Where have the Sufis gone?

It is clear that the Sri Guru Dattatreya Bababudan Swamy Dargah was a syncretic shrine managed by Muslim custodians through recorded history. It has also occupied a special space in the history of Sufism, particularly that of the Qalandar sect and its cosmos in India, but the unique character of the shrine is much altered now. The sacral geography of the shrine has been changed by the district authorities, who have razed several buildings on the hilltop. The urs at the shrine (which is the most important event in any dargah’s calendar) has not taken place for more than 10 years now.

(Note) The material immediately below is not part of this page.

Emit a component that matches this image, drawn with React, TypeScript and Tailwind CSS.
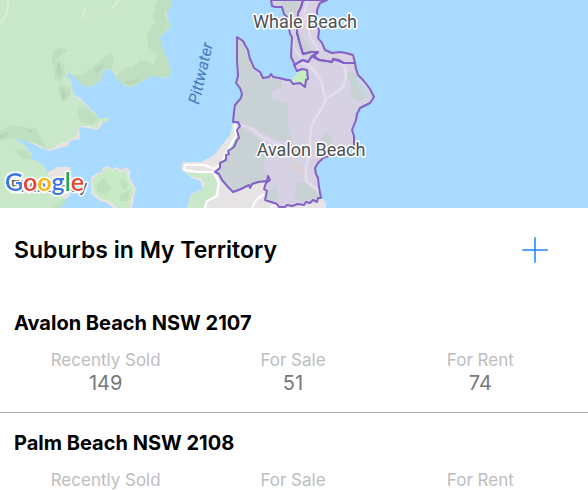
import { Plus } from 'lucide-react'

interface Stat {
  label: string
  value?: number
}

interface Suburb {
  name: string
  stats: Stat[]
}

const suburbs: Suburb[] = [
  {
    name: 'Avalon Beach NSW 2107',
    stats: [
      { label: 'Recently Sold', value: 149 },
      { label: 'For Sale', value: 51 },
      { label: 'For Rent', value: 74 },
    ],
  },
  {
    name: 'Palm Beach NSW 2108',
    stats: [{ label: 'Recently Sold' }, { label: 'For Sale' }, { label: 'For Rent' }],
  },
]

const AVALON =
  'M237 37 L243 41 L245 45 L248 50 L249 55 L250 59 L252 63 L254 68 L260 72 L263 78 L269 77 L271 74 L273 77 L279 78 L287 80 L290 80 L293 84 L300 83 L305 87 L306 80 L308 79 L307 70 L302 69 L297 71 L294 65 L299 62 L303 60 L308 62 L312 56 L315 56 L318 60 L327 61 L332 62 L333 59 L339 60 L344 63 L355 63 L356 69 L358 75 L363 80 L367 85 L370 89 L374 97 L370 103 L360 108 L357 114 L356 120 L352 130 L354 136 L354 147 L323 158 L318 163 L315 168 L316 174 L318 178 L319 187 L321 198 L318 198 L317 202 L313 200 L310 203 L306 202 L304 205 L298 204 L292 206 L287 205 L285 207 L279 207 L277 204 L265 200 L267 191 L264 189 L266 183 L270 180 L268 176 L267 181 L258 182 L252 184 L250 188 L249 185 L241 189 L233 192 L228 187 L222 180 L219 174 L215 172 L220 168 L220 163 L226 160 L226 155 L229 154 L228 151 L234 147 L237 140 L239 138 L237 130 L240 126 L238 122 L233 122 L234 112 L235 105 L241 98 L242 94 L240 88 L236 83 L238 76 L237 60 Z'

const WHALE_WEST =
  'M271 0 L272 6 L275 7 L282 7 L284 14 L287 17 L286 22 L289 27 L290 34 L292 37 L291 57 L295 65 L299 62 L303 60 L308 62 L312 56 L318 52 L311 52 L303 54 L300 44 L297 33 L298 13 L301 7 L303 0 Z'

const WHALE_EAST =
  'M303 0 L301 7 L298 13 L297 33 L300 44 L303 54 L311 52 L318 52 L313 57 L320 60 L332 62 L333 59 L344 63 L355 63 L353 55 L346 53 L340 52 L332 53 L325 50 L322 43 L318 38 L319 31 L317 23 L317 10 L320 3 L327 0 Z'

function TerritoryMap() {
  return (
    <svg
      viewBox="0 0 588 208"
      preserveAspectRatio="xMidYMid slice"
      className="block h-52 w-full bg-[#a9daff]"
      role="img"
      aria-label="Map"
    >
      {/* western shore */}
      <path
        fill="#e6e3e1"
        d="M96 114 L99 119 L104 121 L98 130 L88 128 L79 127 L80 139 L70 141 L68 146 L60 148 L50 151 L41 148 L28 142 L30 140 L78 110 L73 94 L80 98 Z M46 173 L58 167 L70 167 L72 178 L70 196 L60 203 L52 208 L30 208 Z"
      />
      <path
        fill="#c8e8c9"
        d="M0 0 H172 L171 6 L166 13 L167 19 L172 24 L168 30 L160 37 L160 43 L164 53 L168 61 L171 72 L167 79 L160 77 L152 74 L142 82 L135 86 L128 87 L120 83 L115 76 L112 70 L105 69 L101 79 L95 85 L87 87 L80 83 L72 75 L69 72 L66 77 L71 79 L73 92 L76 97 L86 105 L94 113 L98 118 L110 118 L108 122 L99 122 L97 128 L88 126 L78 126 L77 135 L68 141 L60 143 L53 148 L47 150 L41 146 L34 143 L28 142 L20 139 L12 138 L24 144 L32 154 L30 159 L38 161 L44 166 L48 175 L56 181 L64 200 L52 208 H0 Z"
      />
      <g fill="#bfdfc1">
        <path d="M158 0 H172 L170 7 L165 14 L167 21 L172 24 L160 36 L161 45 L168 61 L171 72 L166 78 L149 75 L157 55 L148 47 L147 34 L152 26 L156 22 L152 16 Z" />
        <path d="M110 53 L114 58 L112 69 L105 69 L101 79 L94 85 L87 87 L79 82 L73 75 L84 74 Z" />
        <path d="M140 60 L149 62 L157 71 L151 76 L140 83 L130 87 L120 83 L116 76 L126 67 L132 68 Z" />
        <path d="M54 61 L64 64 L65 76 L60 81 L54 78 L55 68 L52 63 L53 50 L60 48 L68 50 Z" />
        <path d="M60 84 L70 88 L70 97 L63 102 L58 91 Z" />
        <path d="M0 131 L12 125 L36 129 L41 138 L47 149 L34 143 L12 138 L0 141 Z" />
        <path d="M14 149 L29 151 L31 159 L22 159 Z" />
        <path d="M77 110 L86 106 L98 118 L93 125 L80 122 Z" />
        <path d="M52 208 L64 198 L66 202 L60 208 Z" />
      </g>
      <g fill="#b7d5b9">
        <path d="M58 58 L62 71 L60 78 L56 73 Z" />
        <path d="M62 88 L67 95 L64 101 L61 97 Z" />
        <path d="M94 70 L105 62 L101 70 L96 74 Z" />
        <path d="M125 82 L140 78 L137 82 L128 85 Z" />
        <path d="M0 135 L10 131 L7 136 L0 139 Z" />
        <path d="M27 130 L33 129 L31 133 Z" />
      </g>
      <path d="M8 0 C8 8 7 14 5 18 L0 23 M85 9 L82 18 M119 0 L111 9" fill="none" stroke="#d8eed9" strokeWidth="2" />
      <path d="M166 12 L167 18 M111 69 L115 74" stroke="#eee2c9" strokeWidth="1" />

      {/* island */}
      <path
        fill="#e6e3e1"
        d="M102 168 L107 166 L112 169 L117 167 L121 170 L127 167 L130 171 L130 178 L133 183 L136 189 L134 197 L132 208 H113 L107 203 L100 201 L91 194 L91 177 L97 173 L102 172 Z"
      />
      <path
        fill="#c8ebc5"
        d="M103 170 L108 168 L113 171 L117 169 L121 173 L126 170 L128 178 L131 185 L134 190 L131 199 L130 208 H119 L110 201 L101 199 L93 192 L93 179 L98 174 L103 174 Z"
      />
      <path fill="#c0dfbf" d="M97 184 L104 178 L112 188 L105 195 L97 192 Z M121 178 L128 183 L126 190 L120 185 Z M121 194 L130 190 L128 201 L119 201 Z" />

      {/* land south of the headland */}
      <path
        fill="#e6e4e4"
        d="M233 123 L240 125 L275 150 L300 175 L321 198 L326 202 L326 208 H187 L191 194 L203 189 L200 181 L192 178 L181 169 L182 162 L201 162 L214 155 L222 145 L230 135 Z"
      />
      <path fill="#c9e8ca" d="M185 173 L196 173 L212 174 L217 182 L215 195 L206 201 L203 208 H187 L192 194 L202 190 L206 184 L201 178 L192 177 Z M226 150 L234 137 L237 130 L235 143 L229 153 Z" />
      <path
        fill="none"
        stroke="#ffffff"
        strokeWidth="2"
        strokeLinejoin="round"
        d="M235 124 L236 135 L228 150 L221 164 L214 169 L205 165 L185 165 L184 170 L198 172 L214 172 L219 183 L217 196 L207 201 L205 208 M252 208 L256 200 L264 194 M270 207 L277 204"
      />

      {/* territory boundaries */}
      <path d={AVALON} fill="#d6d1e3" />
      <path d={WHALE_WEST} fill="#d1d2de" />
      <path d={WHALE_EAST} fill="#d8d1e2" />
      <g fill="#c8d2d5">
        <path d="M238 38 L243 43 L249 60 L253 70 L262 78 L281 80 L282 87 L271 92 L272 99 L288 104 L288 125 L292 140 L278 141 L262 132 L247 125 L238 122 L234 121 L236 104 L242 95 L237 83 Z" />
        <path d="M240 126 L256 136 L268 148 L263 166 L268 176 L267 181 L250 186 L233 192 L220 177 L215 172 L227 155 L238 141 Z" />
        <path d="M298 181 L309 182 L315 190 L319 197 L308 202 L294 199 Z M268 190 L276 187 L279 195 L275 202 L266 199 Z" />
        <path d="M347 74 L356 72 L360 88 L368 97 L359 102 L349 96 L352 90 Z M321 139 L327 132 L333 139 L331 146 L319 146 Z" />
        <path d="M298 32 L304 39 L313 51 L303 53 Z M284 0 H299 L297 12 L288 18 L282 6 Z" />
      </g>
      <path fill="#c2d9e5" d="M354 74 L359 81 L370 94 L367 97 L359 87 Z" />
      <path fill="#dccfd3" d="M292 162 L304 166 L302 175 L292 169 Z M315 158 L323 156 L316 166 Z M312 8 L318 4 L315 17 Z" />
      <path
        fill="none"
        stroke="#e2ddec"
        strokeWidth="3"
        strokeLinejoin="round"
        d="M300 62 C309 64 319 72 323 88 L325 100 C324 110 312 119 311 129 L309 152 L306 169 L306 181 L319 191 M325 100 L341 89 Q348 80 345 67 L338 61"
      />
      <path
        fill="none"
        stroke="#e2ddec"
        strokeWidth="2"
        d="M240 125 L251 128 L263 138 L275 143 L287 147 L293 158 M308 0 L304 13 L307 27 L311 38 L318 50 M291 35 L294 48 L303 60"
      />
      <path fill="#c5edbd" d="M291 81 L297 73 L302 70 L306 71 L307 79 L304 85 L297 83 Z" />
      <g fill="none" stroke="#8460c8" strokeWidth="2" strokeLinejoin="round" strokeLinecap="round">
        <path d={AVALON} />
        <path d={WHALE_WEST} />
        <path d={WHALE_EAST} />
      </g>

      {/* place labels */}
      <g
        className="font-[Roboto,sans-serif]"
        fontSize="18"
        fill="#4a4f55"
        stroke="#ffffff"
        strokeWidth="3"
        strokeLinejoin="round"
        paintOrder="stroke"
        textAnchor="middle"
      >
        <text x="305" y="28">Whale Beach</text>
        <text x="311" y="156">Avalon Beach</text>
        <text x="49" y="192" fontSize="17">Elvina Bay</text>
      </g>
      <text
        className="font-[Roboto,sans-serif]"
        transform="translate(199 105) rotate(-77)"
        fontSize="16"
        fontStyle="italic"
        fill="#4878bd"
      >
        Pittwater
      </text>

      <text
        x="5"
        y="191"
        className="font-[Lato,sans-serif] font-semibold [filter:drop-shadow(1px_0_0_white)_drop-shadow(-1px_0_0_white)_drop-shadow(0_1px_0_white)_drop-shadow(0_-1px_0_white)_drop-shadow(0_0_1px_white)]"
        fontSize="25"
      >
        <tspan fill="#3b78e7">G</tspan>
        <tspan fill="#ea4335">o</tspan>
        <tspan fill="#fbb40a">o</tspan>
        <tspan fill="#3b78e7">g</tspan>
        <tspan fill="#2ba24c">l</tspan>
        <tspan fill="#ea4335">e</tspan>
      </text>
    </svg>
  )
}

function SuburbRow({ suburb }: { suburb: Suburb }) {
  return (
    <li className="border-b border-[#a8a8a8] pt-4 pb-[18px] last:border-b-0 last:pb-0">
      <h2 className="px-3.5 text-xl leading-7 font-bold">{suburb.name}</h2>
      <dl className="mt-[11px] grid grid-cols-3 pr-3.5 pl-3 text-center">
        {suburb.stats.map(({ label, value }) => (
          <div key={label}>
            <dt className="text-[17px] leading-6 text-[#bdbdbd]">{label}</dt>
            {value !== undefined && <dd className="text-xl leading-[22px] text-[#777777]">{value}</dd>}
          </div>
        ))}
      </dl>
    </li>
  )
}

export default function App() {
  return (
    <main className="bg-white font-[Inter,sans-serif] text-black">
      <TerritoryMap />
      <header className="flex items-center justify-between pt-5 pr-8 pb-[21px] pl-3.5">
        <h1 className="text-[23px] leading-11 font-semibold">Suburbs in My Territory</h1>
        <button type="button" aria-label="Add suburb" className="text-[#1f8bf8]">
          <Plus size={42} strokeWidth={0.9} />
        </button>
      </header>
      <ul>
        {suburbs.map((suburb) => (
          <SuburbRow key={suburb.name} suburb={suburb} />
        ))}
      </ul>
    </main>
  )
}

In 1998, Sikand visited the shrine and wrote a valuable account. The concluding paragraph of his travelogue is worth quoting in full as it describes his parting with a Sufi:

“‘I don’t know what you’re going to write about the dargah,’ he said, as he struck a match and lit his chillum. ‘But always remember son,’ he mused, closing his eyes and blowing a cloud of smoke out of his hairy nostril, ‘Come what may, God is always with those who are faithful to Him.’ And, clearing his throat, he recited in a voice that seemed full of pain a couplet which he said that he had picked up from some wandering qawwal:

Allah ko dhundo Allah ke pyaron mein, Allah samaya hai in ishq ke maro mein

(Search for God among God’s loved ones, For God is to be found among those smitten by love)” ( Sacred Spaces: Exploring Traditions of Shared Faith in India, Penguin, 2003).

Where have all the Sufis gone? There are none at the shrine now.